As far as avoiding spray from other cars goes, the best solution is to be out front. If you follow the tips included in this story and get out there and practice, practice, practice in the rain, chances are you'll be out front kicking up lots of spray for the poor buggers behind you. Keep your driving smooth, minimize tire slip angle, find the grippiest parts of the track, soften your car's setup if you can, and you'll also be the first to see the checkered flag. 

 

The Real Rainman

 

Jackie Stewart
Open-faced helmet in the rain in a F1 car around the Nurburgring? Makes the current breed of F1 drivers look like the biggest bunch of spoiled pansies on the planet. 

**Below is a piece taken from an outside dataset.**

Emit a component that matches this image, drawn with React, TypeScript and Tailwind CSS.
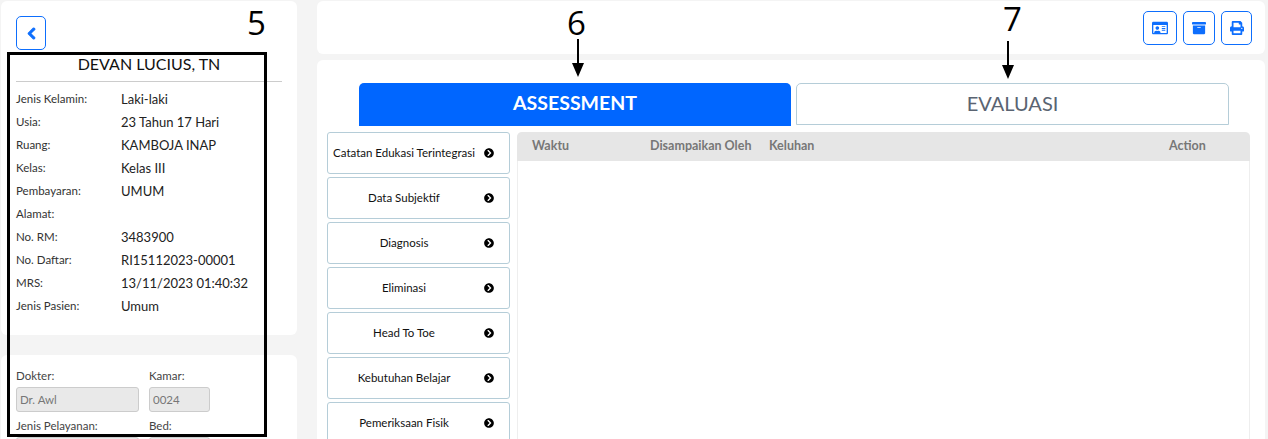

Jackie Stewart may not be able to count how many toothpicks hit the ground if you dropped a box of them on the floor, but he is undoubtedly one of the greatest rain racing drivers of all time. Under a thick fog and heavy rain, Sir Jackie dominated the 1968 F1 German Grand Prix at the Nurburgring Nordschleife and a formidable lineup of racing legends including Jackie Ickx, Graham Hill, and John Surtees. Starting sixth on the grid and nursing a broken wrist, Stewart knew he'd have no chance if he got caught in the blinding spray behind the lead cars, so on the first lap he charged to the front and never looked back, finishing the race some 4-minutes and 3-seconds ahead of the second place finisher.

 

Sounds bold, I know, but don't for a minute think Stewart lacked respect for the Ring. He was, after all, the one who coined its nickname “The Green Hell” because of how dangerous it was and how mentally and physically taxing it was to drive at the limit. Nevertheless, the man clearly had testicular elephantitis to be going fast enough to catch air in the teeming rain around a tree-lined track like the Ring. 

 

 
Jackie Stewart
Sir Jackie taking the term “balls of steel” to a whole new level. Balls of Carbon Steel doesn't even cover it, but don't mistake Jackie's courage for recklessness. You can be damn sure he was using every trick in the book to find grip (when he wasn't airborn) where ever it was hiding around The Green Hell that day.